Standard paper money grading criteria apply to the note itself, but PMG and PCGS Currency both annotate smear errors with a brief qualifier on the holder label, typically reading “Serial Number Ink Smear” or “Overprint Ink Smear.” The grade assigned reflects the physical condition of the paper, not the severity of the error. This creates an interesting valuation dynamic: a Fine 15 example with a truly dramatic, full-serial smear may be worth more to an error specialist than a Very Fine 30 example with a minor one-digit smear, even though the latter grades higher. Severity of the error, not just paper grade, drives premium pricing in this category.

Collectors should also be aware that PMG distinguishes between overprint smears (ink applied wet by the press) and what the service calls “printing smears” caused by mechanical contact with already-dry ink. These are cataloged differently and carry different market values. The former is generally considered more desirable because it represents a failure in the overprint process itself rather than incidental contact during sheet handling.

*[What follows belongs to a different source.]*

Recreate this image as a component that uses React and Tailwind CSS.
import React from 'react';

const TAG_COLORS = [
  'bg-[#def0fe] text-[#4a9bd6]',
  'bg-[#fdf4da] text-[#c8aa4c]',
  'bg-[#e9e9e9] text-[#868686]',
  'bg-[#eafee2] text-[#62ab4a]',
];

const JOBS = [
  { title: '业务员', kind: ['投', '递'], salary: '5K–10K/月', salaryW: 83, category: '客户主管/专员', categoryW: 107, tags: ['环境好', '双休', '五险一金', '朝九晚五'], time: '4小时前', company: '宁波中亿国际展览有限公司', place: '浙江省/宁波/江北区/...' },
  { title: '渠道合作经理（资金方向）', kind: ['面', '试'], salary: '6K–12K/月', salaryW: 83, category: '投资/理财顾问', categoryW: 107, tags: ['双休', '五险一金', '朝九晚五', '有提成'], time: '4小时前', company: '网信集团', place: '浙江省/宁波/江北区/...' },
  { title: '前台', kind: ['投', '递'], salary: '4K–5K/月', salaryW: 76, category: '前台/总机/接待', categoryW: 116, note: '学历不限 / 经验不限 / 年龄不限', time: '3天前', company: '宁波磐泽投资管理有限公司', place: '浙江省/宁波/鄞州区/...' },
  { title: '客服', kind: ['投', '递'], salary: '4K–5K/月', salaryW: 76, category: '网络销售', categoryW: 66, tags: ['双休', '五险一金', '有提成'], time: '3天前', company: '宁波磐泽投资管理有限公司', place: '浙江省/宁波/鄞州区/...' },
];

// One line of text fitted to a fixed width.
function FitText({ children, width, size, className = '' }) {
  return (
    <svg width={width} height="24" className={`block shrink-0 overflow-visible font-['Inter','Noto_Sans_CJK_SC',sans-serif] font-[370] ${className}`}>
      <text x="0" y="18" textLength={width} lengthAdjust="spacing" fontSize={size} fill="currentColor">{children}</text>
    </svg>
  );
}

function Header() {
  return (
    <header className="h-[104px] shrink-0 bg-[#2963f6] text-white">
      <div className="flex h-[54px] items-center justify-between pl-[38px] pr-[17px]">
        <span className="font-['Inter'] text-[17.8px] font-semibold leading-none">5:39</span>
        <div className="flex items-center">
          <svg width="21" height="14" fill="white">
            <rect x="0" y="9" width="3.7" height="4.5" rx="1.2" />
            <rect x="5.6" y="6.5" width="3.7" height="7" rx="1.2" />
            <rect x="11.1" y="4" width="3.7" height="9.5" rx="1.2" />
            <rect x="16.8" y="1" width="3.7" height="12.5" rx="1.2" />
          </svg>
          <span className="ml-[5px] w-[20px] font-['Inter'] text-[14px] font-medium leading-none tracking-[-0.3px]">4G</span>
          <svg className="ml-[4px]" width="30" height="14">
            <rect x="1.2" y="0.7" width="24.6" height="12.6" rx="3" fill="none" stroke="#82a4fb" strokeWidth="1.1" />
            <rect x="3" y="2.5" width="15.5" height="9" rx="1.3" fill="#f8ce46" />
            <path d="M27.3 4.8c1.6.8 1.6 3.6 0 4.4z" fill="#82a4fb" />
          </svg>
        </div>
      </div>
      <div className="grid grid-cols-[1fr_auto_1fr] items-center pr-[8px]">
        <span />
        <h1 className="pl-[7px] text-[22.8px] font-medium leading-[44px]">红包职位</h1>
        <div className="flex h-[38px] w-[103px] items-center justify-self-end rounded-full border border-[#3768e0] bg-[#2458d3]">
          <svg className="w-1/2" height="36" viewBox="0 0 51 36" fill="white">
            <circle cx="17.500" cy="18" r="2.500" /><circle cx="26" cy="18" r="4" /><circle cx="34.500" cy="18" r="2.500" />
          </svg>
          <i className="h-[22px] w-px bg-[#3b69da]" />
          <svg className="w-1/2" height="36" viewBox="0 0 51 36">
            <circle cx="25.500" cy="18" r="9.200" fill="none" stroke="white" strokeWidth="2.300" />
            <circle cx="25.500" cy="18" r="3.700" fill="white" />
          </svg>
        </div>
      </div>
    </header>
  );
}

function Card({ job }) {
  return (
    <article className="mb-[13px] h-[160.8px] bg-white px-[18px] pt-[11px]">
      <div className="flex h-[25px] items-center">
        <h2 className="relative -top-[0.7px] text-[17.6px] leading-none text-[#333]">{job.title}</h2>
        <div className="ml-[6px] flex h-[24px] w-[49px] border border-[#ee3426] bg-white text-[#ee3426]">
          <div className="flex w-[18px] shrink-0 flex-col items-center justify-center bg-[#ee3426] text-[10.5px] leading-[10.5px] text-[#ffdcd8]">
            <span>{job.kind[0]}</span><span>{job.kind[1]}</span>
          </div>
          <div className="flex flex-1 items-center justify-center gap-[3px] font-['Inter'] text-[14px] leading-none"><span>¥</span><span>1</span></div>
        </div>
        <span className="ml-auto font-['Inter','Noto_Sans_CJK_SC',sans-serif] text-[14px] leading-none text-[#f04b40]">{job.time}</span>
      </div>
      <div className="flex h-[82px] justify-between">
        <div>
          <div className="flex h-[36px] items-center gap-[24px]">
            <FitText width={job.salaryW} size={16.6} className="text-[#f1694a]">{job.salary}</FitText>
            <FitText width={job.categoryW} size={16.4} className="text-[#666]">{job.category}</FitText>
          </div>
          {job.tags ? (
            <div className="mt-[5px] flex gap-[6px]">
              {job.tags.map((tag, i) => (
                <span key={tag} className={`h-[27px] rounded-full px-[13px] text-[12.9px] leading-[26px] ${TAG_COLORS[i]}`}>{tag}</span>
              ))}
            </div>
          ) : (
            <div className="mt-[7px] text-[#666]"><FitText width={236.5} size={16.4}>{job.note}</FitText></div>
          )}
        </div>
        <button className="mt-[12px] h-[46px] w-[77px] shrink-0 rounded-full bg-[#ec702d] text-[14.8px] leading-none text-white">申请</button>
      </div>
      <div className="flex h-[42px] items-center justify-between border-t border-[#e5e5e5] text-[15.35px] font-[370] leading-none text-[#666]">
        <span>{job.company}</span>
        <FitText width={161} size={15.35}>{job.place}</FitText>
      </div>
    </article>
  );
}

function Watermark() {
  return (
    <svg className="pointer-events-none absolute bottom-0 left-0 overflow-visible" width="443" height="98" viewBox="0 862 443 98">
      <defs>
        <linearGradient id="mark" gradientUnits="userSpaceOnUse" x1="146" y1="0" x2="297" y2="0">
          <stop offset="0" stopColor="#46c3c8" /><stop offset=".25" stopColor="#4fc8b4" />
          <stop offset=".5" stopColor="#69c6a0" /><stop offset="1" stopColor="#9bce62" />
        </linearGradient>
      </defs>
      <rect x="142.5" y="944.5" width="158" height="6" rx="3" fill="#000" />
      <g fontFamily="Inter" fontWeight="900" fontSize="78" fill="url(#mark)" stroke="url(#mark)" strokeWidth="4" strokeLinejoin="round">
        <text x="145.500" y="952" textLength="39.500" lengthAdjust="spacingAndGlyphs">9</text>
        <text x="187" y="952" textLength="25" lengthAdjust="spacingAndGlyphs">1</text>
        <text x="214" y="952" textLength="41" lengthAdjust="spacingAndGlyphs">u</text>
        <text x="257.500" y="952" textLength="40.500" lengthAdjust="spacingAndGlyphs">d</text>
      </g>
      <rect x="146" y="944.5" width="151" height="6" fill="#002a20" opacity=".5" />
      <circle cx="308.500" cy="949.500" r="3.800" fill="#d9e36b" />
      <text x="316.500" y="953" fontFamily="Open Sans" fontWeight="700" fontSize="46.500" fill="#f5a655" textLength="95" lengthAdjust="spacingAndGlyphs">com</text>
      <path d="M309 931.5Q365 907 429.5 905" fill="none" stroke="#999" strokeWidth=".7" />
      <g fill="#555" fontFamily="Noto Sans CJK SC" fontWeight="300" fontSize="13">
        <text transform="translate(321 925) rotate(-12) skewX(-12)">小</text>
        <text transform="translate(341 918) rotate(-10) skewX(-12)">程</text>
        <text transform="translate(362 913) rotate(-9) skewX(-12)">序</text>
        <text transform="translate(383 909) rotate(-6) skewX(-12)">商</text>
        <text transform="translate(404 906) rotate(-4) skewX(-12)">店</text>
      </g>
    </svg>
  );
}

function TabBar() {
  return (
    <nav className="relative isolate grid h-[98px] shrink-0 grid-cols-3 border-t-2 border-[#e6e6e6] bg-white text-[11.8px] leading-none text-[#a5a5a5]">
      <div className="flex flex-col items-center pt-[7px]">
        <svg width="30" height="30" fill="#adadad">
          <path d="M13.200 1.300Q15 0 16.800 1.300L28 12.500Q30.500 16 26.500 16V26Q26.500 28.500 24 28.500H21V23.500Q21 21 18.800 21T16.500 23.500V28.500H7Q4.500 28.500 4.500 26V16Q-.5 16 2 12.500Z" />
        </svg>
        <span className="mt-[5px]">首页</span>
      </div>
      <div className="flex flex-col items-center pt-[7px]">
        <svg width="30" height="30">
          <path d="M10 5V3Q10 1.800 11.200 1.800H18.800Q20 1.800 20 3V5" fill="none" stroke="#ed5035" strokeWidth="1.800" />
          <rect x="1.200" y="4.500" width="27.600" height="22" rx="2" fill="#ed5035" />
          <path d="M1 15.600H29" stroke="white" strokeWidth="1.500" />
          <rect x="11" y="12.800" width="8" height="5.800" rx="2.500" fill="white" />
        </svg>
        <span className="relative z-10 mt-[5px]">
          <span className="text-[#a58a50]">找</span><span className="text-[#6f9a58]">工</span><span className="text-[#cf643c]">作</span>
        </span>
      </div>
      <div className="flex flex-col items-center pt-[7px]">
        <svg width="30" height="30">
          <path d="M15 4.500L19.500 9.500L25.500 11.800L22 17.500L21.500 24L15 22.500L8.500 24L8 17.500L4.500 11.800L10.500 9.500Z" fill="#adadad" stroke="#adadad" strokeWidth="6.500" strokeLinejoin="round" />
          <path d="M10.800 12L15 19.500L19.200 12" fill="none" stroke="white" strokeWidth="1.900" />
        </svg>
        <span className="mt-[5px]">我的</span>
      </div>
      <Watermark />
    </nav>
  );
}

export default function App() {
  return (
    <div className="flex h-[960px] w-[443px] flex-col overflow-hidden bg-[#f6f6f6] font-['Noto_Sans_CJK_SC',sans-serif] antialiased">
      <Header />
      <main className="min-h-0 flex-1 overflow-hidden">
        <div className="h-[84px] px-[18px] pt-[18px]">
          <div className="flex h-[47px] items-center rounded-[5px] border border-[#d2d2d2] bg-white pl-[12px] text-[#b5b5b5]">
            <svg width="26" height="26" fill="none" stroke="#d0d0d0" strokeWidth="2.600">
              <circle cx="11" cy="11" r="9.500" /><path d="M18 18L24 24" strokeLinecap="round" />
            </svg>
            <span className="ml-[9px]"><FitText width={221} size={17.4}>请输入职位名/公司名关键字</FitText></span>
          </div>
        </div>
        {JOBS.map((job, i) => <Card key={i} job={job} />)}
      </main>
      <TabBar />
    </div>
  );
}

Post-Issue Alterations and How to Spot Them

The relative simplicity of smearing green ink on a serial number has unfortunately attracted a small number of fraudulent alterations. The most common involves applying a commercially available green ink or fine-tipped marker to a circulated note, attempting to simulate a press smear. These fakes almost always fail the raking-light test described earlier. They also tend to show a uniform ink density across the smear trail, whereas a genuine press smear thins and lightens as the drag force dissipates. A third red flag is edge sharpness: genuine smear ink at the outer edge of the trail shows a feathered, fiber-following boundary. Pen or marker ink typically shows a sharper, more defined boundary, even when the forger attempts to feather it manually.

Submitting any significant smear error purchase to PMG or PCGS Currency for authentication and encapsulation before paying premium money is strongly recommended. Both services have decades of experience with overprint anomalies and will identify post-issue alterations reliably.

Collector Tip

Before submitting a smear note for grading, photograph it under both direct light and raking light using a smartphone macro lens or a dedicated numismatic USB microscope. Keep these images on file. If PMG or PCGS grades the note and returns it in a holder, those pre-submission images document the error’s original appearance and can serve as provenance support if you ever resell the note.

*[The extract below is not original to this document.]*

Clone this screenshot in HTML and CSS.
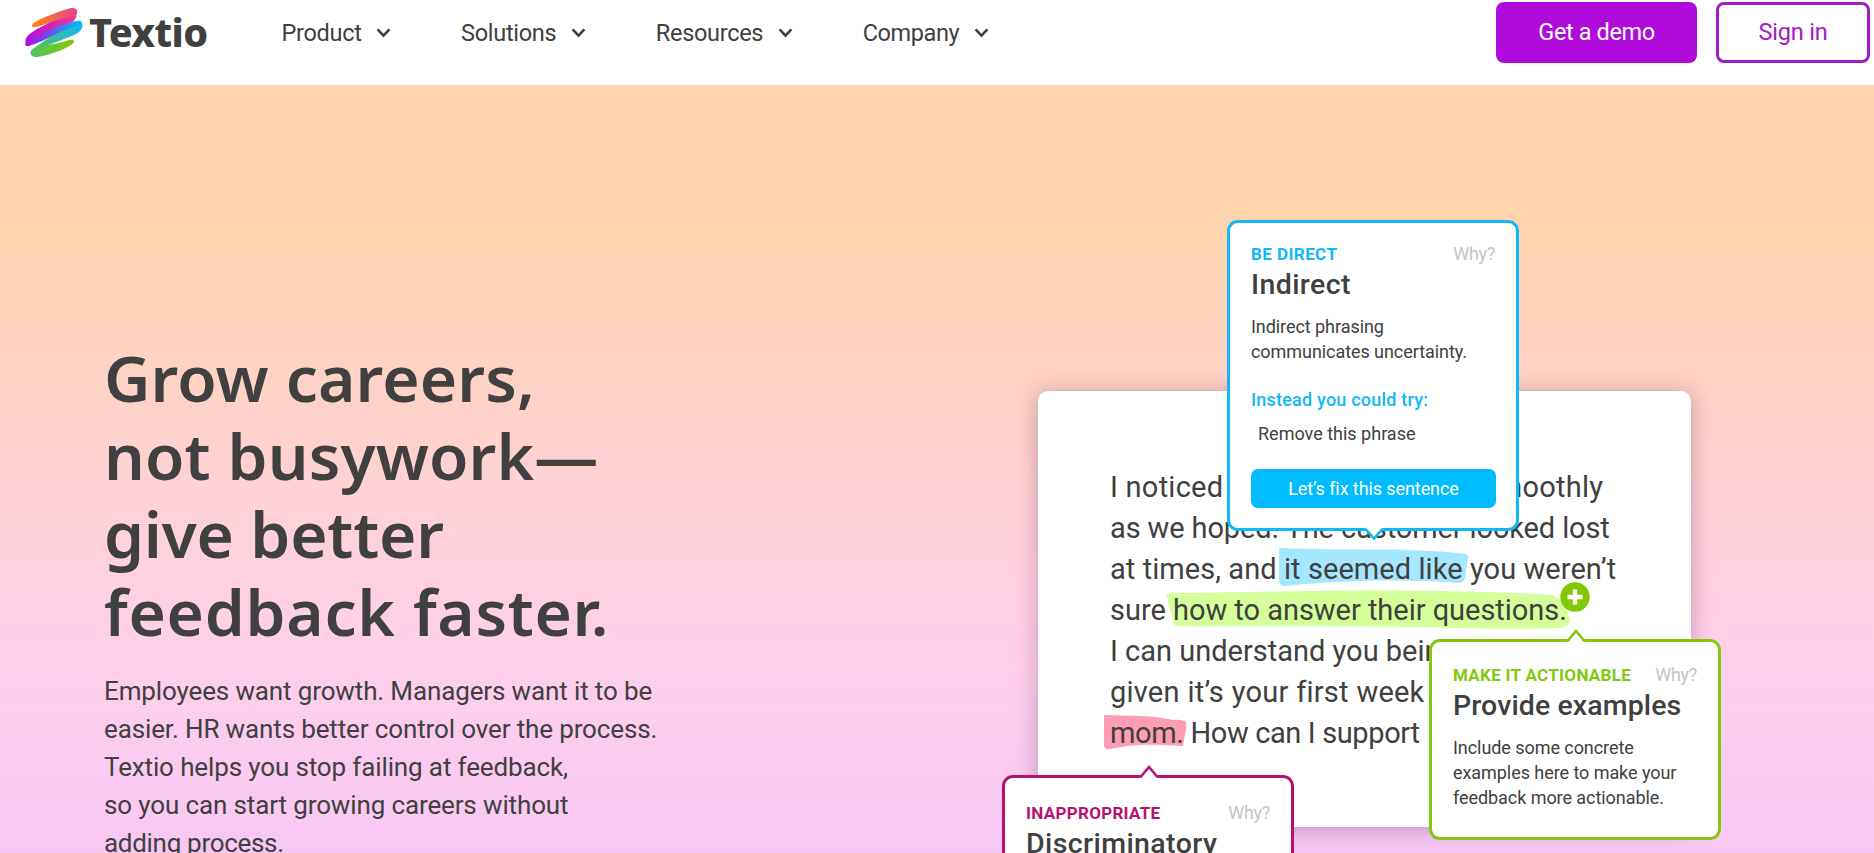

Rarity Guide: Serial Number Ink Smear Errors by Series and Type
Series / Denomination Variety or District Approx. Notes Surviving Rarity
1928-B $1 Silver Certificate Full serial drag smear, any block Fewer than 10 confirmed Key Date
1950-B $5 FRN Severe smear, New York or Chicago (Fr. 1963-B/G) 20 to 35 estimated Rare
1963-A $1 FRN Partial serial smear, any district 75 to 100 estimated Scarce
1969-C $1 FRN Star Note Serial smear, Boston or Richmond star 15 to 25 estimated Rare
1977 $1 FRN Minor one to two digit smear, various districts 200+ estimated Common
1985 $1 FRN Star Note Serial smear, Chicago (G*) 30 to 50 estimated Scarce
1988-A $20 FRN Severe four-digit trailing smear, any district 40 to 60 estimated Scarce
1993 $1 FRN Star Note Serial smear, Atlanta (F*) 50 to 80 estimated Scarce
1995 $1 FRN Minor smear, high-run districts (B, G, K) 300+ estimated Common
2003-A $100 FRN Serial smear affecting prefix letters and first two digits Fewer than 20 confirmed Rare

Building a Collection Around This Error Type

For collectors entering the smear error category, a tiered approach works well. Start with common Series 1977 or Series 1995 one-dollar smear errors in Fine to Very Fine grades. These can often be found in the $150 to $350 range at major auction venues or from established error currency dealers, and they allow you to handle genuine examples and develop authentication confidence. The Paper Money Guaranty population reports (available on the PMG website) list graded smear error notes by series and denomination, giving you a rough sense of relative availability before you commit to a purchase.

The mid-tier consists of scarce examples from the 1950s through 1969 period, or star note smears from any era. Budget $400 to $1,200 for meaningful examples in the VF to EF range. The top tier, full-serial drag smears on large denominations, pre-1950 examples, or star notes with severe smearing, can exceed $3,000 in auction and should be pursued only in certified holders from PMG or PCGS Currency.

The Friedberg reference, “Paper Money of the United States” by Arthur L. and Ira S. Friedberg (currently in its 22nd edition), does not specifically catalog individual error varieties, but its serial number prefix and district tables are indispensable for contextualizing where a smear note fits within the larger production history of its series. The “Standard Guide to Small-Size U.S. Paper Money” by Dean Oakes and John Schwartz provides additional detail on overprint characteristics by series and is worth having on your reference shelf.

Conclusion: Why These Errors Deserve a Place in Any Serious Collection

Serial number ink smear errors are, at their core, documentary evidence that the mechanical process of manufacturing American currency was imperfect, that presses hesitated, ink ran too wet, and sheets shifted at the wrong moment. Each genuine example that survived quality control at the BEP, entered circulation or was found by a sharp-eyed collector before being spent, and eventually made its way into a certified holder represents a small miracle of survival. The combination of visual drama, authentication complexity, and genuine rarity across certain series and denominations makes this error category both intellectually engaging and financially rewarding for collectors willing to learn it thoroughly. Whether you are examining your first $150 one-dollar smear or bidding on a four-figure star note example at auction, the analytical skills and historical context outlined here will serve you well every step of the way.